Market Reaction and Influential Supporters
Neuner highlighted that Trump’s rumored announcement is significant not only because of the strategic implications but also due to the influential supporters Trump is rallying. He pointed out that Jamie Dimon, CEO of JPMorgan Chase, has notably shifted his stance on Bitcoin. According to Neuner, even though Dimon has not publicly endorsed Bitcoin, Trump’s comments suggest that Dimon’s perspective may be changing, which could further boost market confidence.
Political Dynamics and Price Forecast
Neuner discussed the broader political dynamics at play, particularly the potential impact of President Joe Biden exiting the presidential race. He explained that Biden’s departure could create short-term headwinds for Bitcoin, as the market adjusts to the new political landscape. However, Neuner emphasized that the Democratic administration under Gary Gensler has been unfriendly towards cryptocurrencies, which has alienated many crypto investors.
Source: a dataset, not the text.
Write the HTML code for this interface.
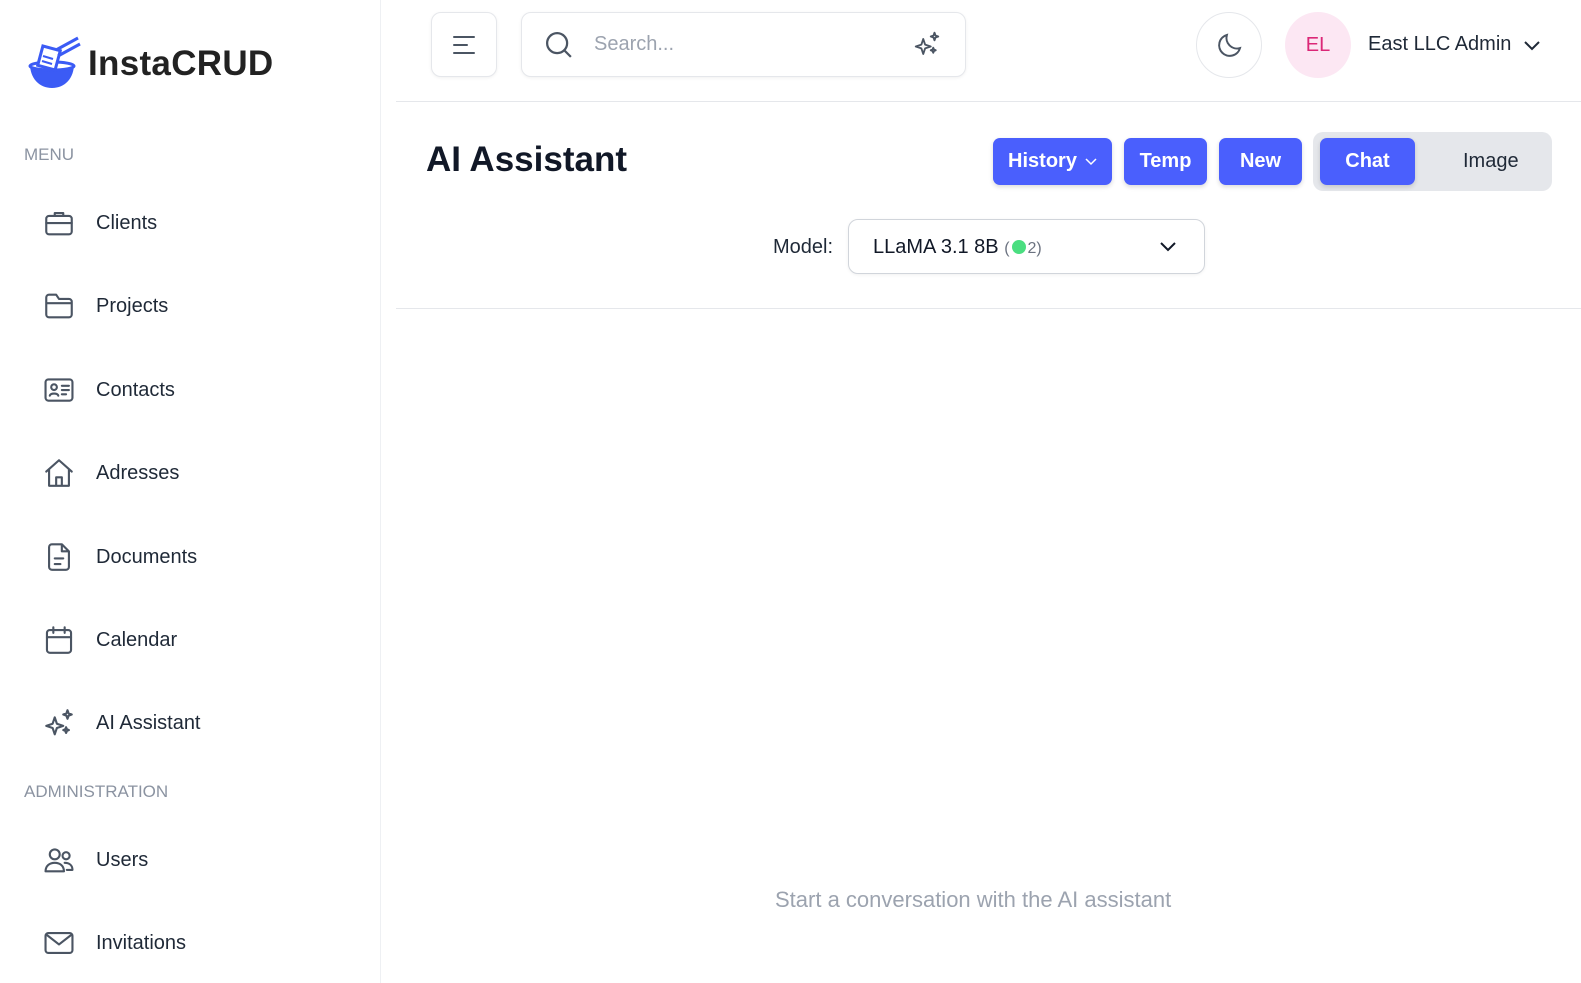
<!DOCTYPE html>
<html><head><meta charset="utf-8"><style>
*{box-sizing:border-box;margin:0;padding:0}
body{width:1581px;height:983px;overflow:hidden;background:#fff;font-family:"Liberation Sans",sans-serif;color:#1f2937;position:relative}
.side{position:absolute;left:0;top:0;width:381px;height:983px;border-right:1px solid #eef0f3;background:#fff}
.logo{position:absolute;left:28px;top:36px;display:flex;align-items:center}
.logo span{font-size:35px;font-weight:bold;color:#222;margin-left:6px;letter-spacing:0.3px}
.sec{position:absolute;left:24px;font-size:17px;color:#8b93a1}
.item{position:absolute;left:42px;display:flex;align-items:center;font-size:20px;color:#1f2937}
.item svg{width:34px;height:34px;margin-right:20px;fill:none;stroke:#4b5563;stroke-width:1.5;stroke-linecap:round;stroke-linejoin:round}
.box{position:absolute;border:1px solid #e5e7eb;border-radius:10px;background:#fff;box-shadow:0 1px 3px rgba(0,0,0,.06)}
.btn{position:absolute;top:138px;height:47px;background:#4a5ffd;color:#fff;border-radius:7px;font-size:20px;font-weight:bold;display:flex;align-items:center;justify-content:center;box-shadow:0 2px 5px rgba(0,0,0,.15)}
</style></head><body>
<div class="side">
 <div class="logo">
  <svg width="54" height="56" viewBox="0 0 54 56"><path d="M2 28h44c0 14-9 24-22 24S2 42 2 28z" fill="#3b5bf5"/><ellipse cx="24" cy="30" rx="22" ry="4" fill="#fff" stroke="#3b5bf5" stroke-width="3"/><rect x="12" y="12" width="18" height="20" fill="#fff" stroke="#3b5bf5" stroke-width="3" transform="rotate(15 21 22)"/><path d="M28 14L50 2M30 20L52 8" stroke="#3b5bf5" stroke-width="3"/><path d="M15 20l10 3M14 25l10 3" stroke="#3b5bf5" stroke-width="2"/></svg>
  <span>InstaCRUD</span>
 </div>
 <div class="sec" style="top:145px">MENU</div>
 <div class="item" style="top:206px"><svg viewBox="0 0 24 24"><rect x="3" y="7" width="18" height="13" rx="2"/><path d="M9 7V5h6v2M3 12h18"/></svg>Clients</div>
 <div class="item" style="top:289px"><svg viewBox="0 0 24 24"><path d="M3 7v11a2 2 0 002 2h14a2 2 0 002-2V9a2 2 0 00-2-2h-7l-2-3H5a2 2 0 00-2 2zM3 10h18"/></svg>Projects</div>
 <div class="item" style="top:373px"><svg viewBox="0 0 24 24"><rect x="2.5" y="4.5" width="19" height="15" rx="2"/><circle cx="8.5" cy="10" r="2"/><path d="M5.5 16c.5-2 5.5-2 6 0M14 9h5M14 12h5M14 15h3"/></svg>Contacts</div>
 <div class="item" style="top:456px"><svg viewBox="0 0 24 24"><path d="M3 11l9-8 9 8M5 9.5V21h14V9.5M10 21v-6h4v6"/></svg>Adresses</div>
 <div class="item" style="top:540px"><svg viewBox="0 0 24 24"><path d="M14 3H7a2 2 0 00-2 2v14a2 2 0 002 2h10a2 2 0 002-2V8zM14 3v5h5M9 13h6M9 17h4"/></svg>Documents</div>
 <div class="item" style="top:623px"><svg viewBox="0 0 24 24"><rect x="3.5" y="5" width="17" height="16" rx="2"/><path d="M8 3v4M16 3v4M3.5 10h17"/></svg>Calendar</div>
 <div class="item" style="top:706px"><svg viewBox="0 0 24 24"><path d="M9 8l1.5 4.5L15 14l-4.5 1.5L9 20l-1.5-4.5L3 14l4.5-1.5zM18 3l.8 2.2L21 6l-2.2.8L18 9l-.8-2.2L15 6l2.2-.8zM17 15l.6 1.4 1.4.6-1.4.6L17 19l-.6-1.4L15 17l1.4-.6z"/></svg>AI Assistant</div>
 <div class="sec" style="top:782px">ADMINISTRATION</div>
 <div class="item" style="top:843px"><svg viewBox="0 0 24 24"><circle cx="9" cy="8" r="3.5"/><path d="M2.5 20c0-4 3-6 6.5-6s6.5 2 6.5 6z"/><circle cx="17" cy="9" r="2.5"/><path d="M16 14c3 0 5.5 1.5 5.5 5h-4"/></svg>Users</div>
 <div class="item" style="top:926px"><svg viewBox="0 0 24 24"><rect x="2.5" y="5" width="19" height="14" rx="2"/><path d="M3 6l9 7 9-7"/></svg>Invitations</div>
</div>
<div class="box" style="left:431px;top:12px;width:66px;height:65px"><svg style="position:absolute;left:20px;top:21px" width="24" height="22" viewBox="0 0 24 22" stroke="#4b5563" stroke-width="2" stroke-linecap="round"><path d="M2 3h20M2 11h13M2 19h20"/></svg></div>
<div class="box" style="left:521px;top:12px;width:445px;height:65px">
 <svg style="position:absolute;left:22px;top:17px" width="30" height="30" viewBox="0 0 24 24" fill="none" stroke="#4b5563" stroke-width="1.8"><circle cx="10.5" cy="10.5" r="8"/><path d="M16.5 16.5l5 5"/></svg>
 <span style="position:absolute;left:72px;top:20px;font-size:20px;color:#9ca3af">Search...</span>
 <svg style="position:absolute;left:390px;top:16px" width="30" height="30" viewBox="0 0 24 24" fill="none" stroke="#4b5563" stroke-width="1.5" stroke-linejoin="round"><path d="M9 8l1.5 4.5L15 14l-4.5 1.5L9 20l-1.5-4.5L3 14l4.5-1.5zM18 3l.8 2.2L21 6l-2.2.8L18 9l-.8-2.2L15 6l2.2-.8zM17 15l.6 1.4 1.4.6-1.4.6L17 19l-.6-1.4L15 17l1.4-.6z"/></svg>
</div>
<div style="position:absolute;left:1196px;top:12px;width:66px;height:66px;border:1px solid #e5e7eb;border-radius:50%"><svg style="position:absolute;left:18px;top:17px" width="30" height="30" viewBox="0 0 24 24" fill="none" stroke="#4b5563" stroke-width="1.6"><path d="M20 14.5A8.5 8.5 0 019.5 4 8.5 8.5 0 1020 14.5z"/></svg></div>
<div style="position:absolute;left:1285px;top:12px;width:66px;height:66px;border-radius:50%;background:#fce7f3;color:#db2777;font-size:20px;display:flex;align-items:center;justify-content:center">EL</div>
<div style="position:absolute;left:1368px;top:33px;font-size:20px;color:#1f2937">East LLC Admin</div>
<svg style="position:absolute;left:1523px;top:38px" width="18" height="14" viewBox="0 0 18 14" fill="none" stroke="#1f2937" stroke-width="2"><path d="M2 4l7 7 7-7"/></svg>
<div style="position:absolute;left:396px;top:101px;width:1185px;border-top:1px solid #e5e7eb"></div>
<div style="position:absolute;left:426px;top:140px;font-size:35px;font-weight:bold;color:#111827">AI Assistant</div>
<div class="btn" style="left:993px;width:119px">History <svg style="margin-left:8px" width="12" height="8" viewBox="0 0 12 8" fill="none" stroke="#fff" stroke-width="1.5"><path d="M1 1l5 5 5-5"/></svg></div>
<div class="btn" style="left:1124px;width:83px">Temp</div>
<div class="btn" style="left:1219px;width:83px">New</div>
<div style="position:absolute;left:1313px;top:132px;width:239px;height:59px;background:#e5e7eb;border-radius:10px"></div>
<div class="btn" style="left:1320px;width:95px">Chat</div>
<div style="position:absolute;left:1463px;top:150px;font-size:20px;color:#1f2937">Image</div>
<div style="position:absolute;left:773px;top:236px;font-size:20px;color:#1f2937">Model:</div>
<div class="box" style="left:848px;top:219px;width:357px;height:55px;border-color:#d1d5db">
 <span style="position:absolute;left:24px;top:16px;font-size:20px;color:#111827">LLaMA 3.1 8B <span style="font-size:16px;color:#6b7280">(<span style="display:inline-block;width:14px;height:14px;border-radius:50%;background:#4ade80;vertical-align:-1px;margin:0 2px"></span>2)</span></span>
 <svg style="position:absolute;left:310px;top:20px" width="18" height="14" viewBox="0 0 18 14" fill="none" stroke="#111827" stroke-width="2"><path d="M2 3l7 7 7-7"/></svg>
</div>
<div style="position:absolute;left:396px;top:308px;width:1185px;border-top:1px solid #e5e7eb"></div>
<div style="position:absolute;left:775px;top:887px;font-size:22px;color:#9ca3af">Start a conversation with the AI assistant</div>
</body></html>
Neuner also talked about his technical and fundamental analysis of Bitcoin’s price. He outlined that Bitcoin is currently in a post-halving accumulation phase, with the price moving sideways between $60,000 and $74,000. Neuner predicted that within the next two months, Bitcoin could break above the $74,000 level, triggering a new aggressive bull market. He projected that Bitcoin could reach $150,000 by the first quarter of 2025, driven by a combination of political support, market dynamics, and macroeconomic factors.
Impact of Spot Ether ETFs
Neuner shifted his focus to the launch of trading for several spot Ether ETFs in the U.S. on July 23. He explained that the approval of these ETFs represents a significant milestone for the cryptocurrency market, as it indicates growing acceptance and integration of Ethereum within the traditional financial system. However, Neuner cautioned that the initial launch might create supply pressure, potentially leading to a short-term dip in ETH prices. Despite this, he remained optimistic about Ethereum’s long-term prospects, viewing any dip as a generational buying opportunity.
Macroeconomic Outlook
Addressing the broader macroeconomic outlook, Neuner discussed the potential for the Federal Reserve to cut interest rates. He argued that the current high interest rates are unsustainable, especially given the substantial debt levels in the United States. Neuner predicted that the Fed would likely implement at least one rate cut by the end of the year, with more cuts to follow in 2025. He emphasized that such a rate cut cycle would be highly bullish for Bitcoin and other risk assets, as it would increase liquidity in the market.